▸ **Your objective**:
Copy out every line that contains the word "index".

▸ **Data section**:
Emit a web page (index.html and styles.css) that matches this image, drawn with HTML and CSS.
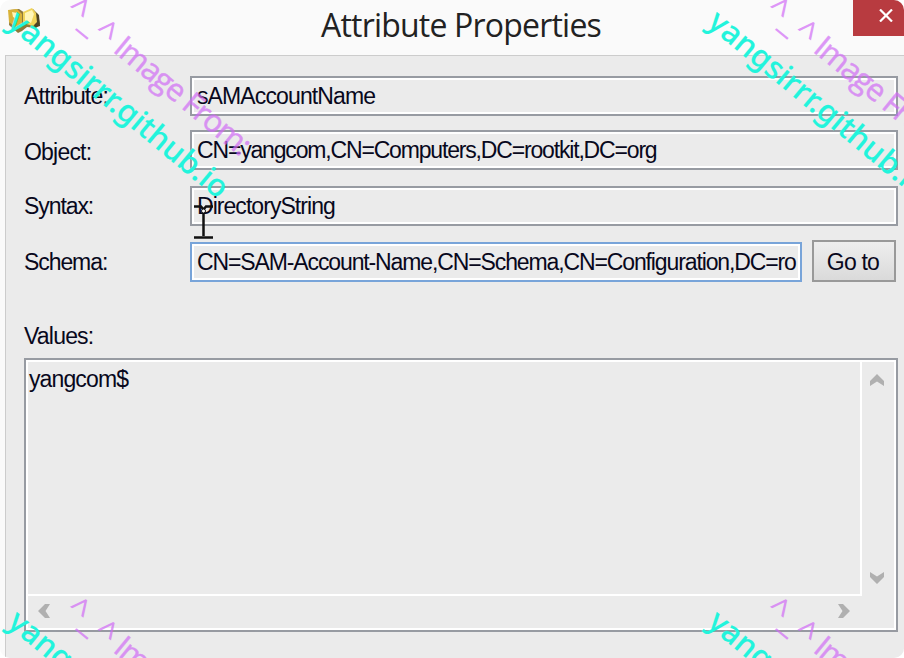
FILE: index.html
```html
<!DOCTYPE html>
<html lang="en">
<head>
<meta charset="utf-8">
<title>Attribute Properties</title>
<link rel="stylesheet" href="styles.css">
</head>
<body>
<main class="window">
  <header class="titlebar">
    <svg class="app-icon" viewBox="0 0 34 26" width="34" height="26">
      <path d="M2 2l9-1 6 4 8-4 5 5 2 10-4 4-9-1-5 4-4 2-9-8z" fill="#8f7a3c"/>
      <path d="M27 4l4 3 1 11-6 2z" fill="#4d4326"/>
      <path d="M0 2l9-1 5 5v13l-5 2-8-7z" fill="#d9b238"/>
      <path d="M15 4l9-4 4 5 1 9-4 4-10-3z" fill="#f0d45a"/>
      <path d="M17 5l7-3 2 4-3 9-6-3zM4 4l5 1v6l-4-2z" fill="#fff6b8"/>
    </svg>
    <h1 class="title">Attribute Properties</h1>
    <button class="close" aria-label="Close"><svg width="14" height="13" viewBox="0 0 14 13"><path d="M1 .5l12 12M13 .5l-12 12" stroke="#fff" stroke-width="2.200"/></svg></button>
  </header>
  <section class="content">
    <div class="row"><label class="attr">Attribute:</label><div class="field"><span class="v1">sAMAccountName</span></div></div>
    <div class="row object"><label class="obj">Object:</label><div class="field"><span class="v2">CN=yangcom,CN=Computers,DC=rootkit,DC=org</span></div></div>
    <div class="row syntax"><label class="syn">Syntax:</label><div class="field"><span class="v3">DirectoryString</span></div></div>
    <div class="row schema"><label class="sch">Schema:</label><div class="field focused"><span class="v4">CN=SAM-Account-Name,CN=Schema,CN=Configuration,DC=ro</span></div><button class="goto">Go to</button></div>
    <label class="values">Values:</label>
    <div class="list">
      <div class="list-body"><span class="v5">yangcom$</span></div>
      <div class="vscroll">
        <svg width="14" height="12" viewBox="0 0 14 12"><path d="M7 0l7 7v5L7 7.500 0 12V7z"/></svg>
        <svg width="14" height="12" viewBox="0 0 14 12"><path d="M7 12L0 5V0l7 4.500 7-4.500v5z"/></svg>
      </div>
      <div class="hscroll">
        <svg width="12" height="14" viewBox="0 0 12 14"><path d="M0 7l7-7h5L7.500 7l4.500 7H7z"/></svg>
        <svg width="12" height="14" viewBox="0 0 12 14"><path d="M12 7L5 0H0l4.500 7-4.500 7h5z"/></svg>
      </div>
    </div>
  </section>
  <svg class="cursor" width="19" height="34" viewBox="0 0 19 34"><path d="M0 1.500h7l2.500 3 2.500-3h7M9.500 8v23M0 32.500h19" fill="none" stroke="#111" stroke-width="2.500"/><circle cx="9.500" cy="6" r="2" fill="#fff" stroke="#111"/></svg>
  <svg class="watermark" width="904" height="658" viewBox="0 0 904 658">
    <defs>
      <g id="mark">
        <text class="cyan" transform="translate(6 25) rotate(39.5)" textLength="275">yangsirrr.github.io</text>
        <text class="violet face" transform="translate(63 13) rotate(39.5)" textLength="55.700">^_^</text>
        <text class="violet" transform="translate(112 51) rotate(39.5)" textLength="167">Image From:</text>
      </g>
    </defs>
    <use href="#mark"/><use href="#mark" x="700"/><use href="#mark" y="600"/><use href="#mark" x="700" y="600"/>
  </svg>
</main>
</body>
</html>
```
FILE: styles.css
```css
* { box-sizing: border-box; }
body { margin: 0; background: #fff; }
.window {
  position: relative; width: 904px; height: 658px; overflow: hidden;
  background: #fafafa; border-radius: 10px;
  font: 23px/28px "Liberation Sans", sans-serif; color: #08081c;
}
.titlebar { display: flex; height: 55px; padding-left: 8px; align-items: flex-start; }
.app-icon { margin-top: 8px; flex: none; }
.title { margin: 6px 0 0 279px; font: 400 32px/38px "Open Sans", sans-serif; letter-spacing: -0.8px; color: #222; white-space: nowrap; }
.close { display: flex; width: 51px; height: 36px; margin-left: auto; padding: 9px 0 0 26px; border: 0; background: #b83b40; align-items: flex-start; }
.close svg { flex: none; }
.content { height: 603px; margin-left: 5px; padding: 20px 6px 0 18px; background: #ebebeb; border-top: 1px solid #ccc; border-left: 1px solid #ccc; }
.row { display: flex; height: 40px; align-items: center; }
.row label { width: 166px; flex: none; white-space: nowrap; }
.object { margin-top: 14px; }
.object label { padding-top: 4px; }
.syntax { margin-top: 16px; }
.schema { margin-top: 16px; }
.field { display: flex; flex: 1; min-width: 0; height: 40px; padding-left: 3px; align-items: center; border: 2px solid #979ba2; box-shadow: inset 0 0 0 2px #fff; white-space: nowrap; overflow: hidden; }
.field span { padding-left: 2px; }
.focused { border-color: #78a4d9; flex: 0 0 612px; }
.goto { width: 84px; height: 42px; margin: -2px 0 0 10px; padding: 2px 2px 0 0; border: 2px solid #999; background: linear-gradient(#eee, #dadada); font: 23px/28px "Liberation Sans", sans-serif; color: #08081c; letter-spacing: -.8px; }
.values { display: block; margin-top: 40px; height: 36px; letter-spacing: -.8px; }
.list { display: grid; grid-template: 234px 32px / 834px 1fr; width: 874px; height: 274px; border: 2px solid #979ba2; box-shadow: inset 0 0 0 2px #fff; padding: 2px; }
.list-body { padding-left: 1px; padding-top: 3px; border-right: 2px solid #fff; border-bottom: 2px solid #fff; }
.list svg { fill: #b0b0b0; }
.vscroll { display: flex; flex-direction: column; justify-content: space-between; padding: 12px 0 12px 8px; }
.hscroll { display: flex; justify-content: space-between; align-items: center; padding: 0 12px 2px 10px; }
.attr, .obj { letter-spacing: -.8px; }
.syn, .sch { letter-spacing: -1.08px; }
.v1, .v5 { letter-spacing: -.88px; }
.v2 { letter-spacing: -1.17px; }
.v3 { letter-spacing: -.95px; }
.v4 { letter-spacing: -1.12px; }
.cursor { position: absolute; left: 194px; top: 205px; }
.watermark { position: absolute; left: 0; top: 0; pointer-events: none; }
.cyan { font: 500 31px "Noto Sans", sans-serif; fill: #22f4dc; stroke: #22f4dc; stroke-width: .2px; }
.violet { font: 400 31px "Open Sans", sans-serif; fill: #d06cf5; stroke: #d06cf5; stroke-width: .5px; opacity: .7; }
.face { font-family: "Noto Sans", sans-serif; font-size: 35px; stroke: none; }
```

▸ **Exercise result**:
Emit a web page (index.html and styles.css) that matches this image, drawn with HTML and CSS.
FILE: index.html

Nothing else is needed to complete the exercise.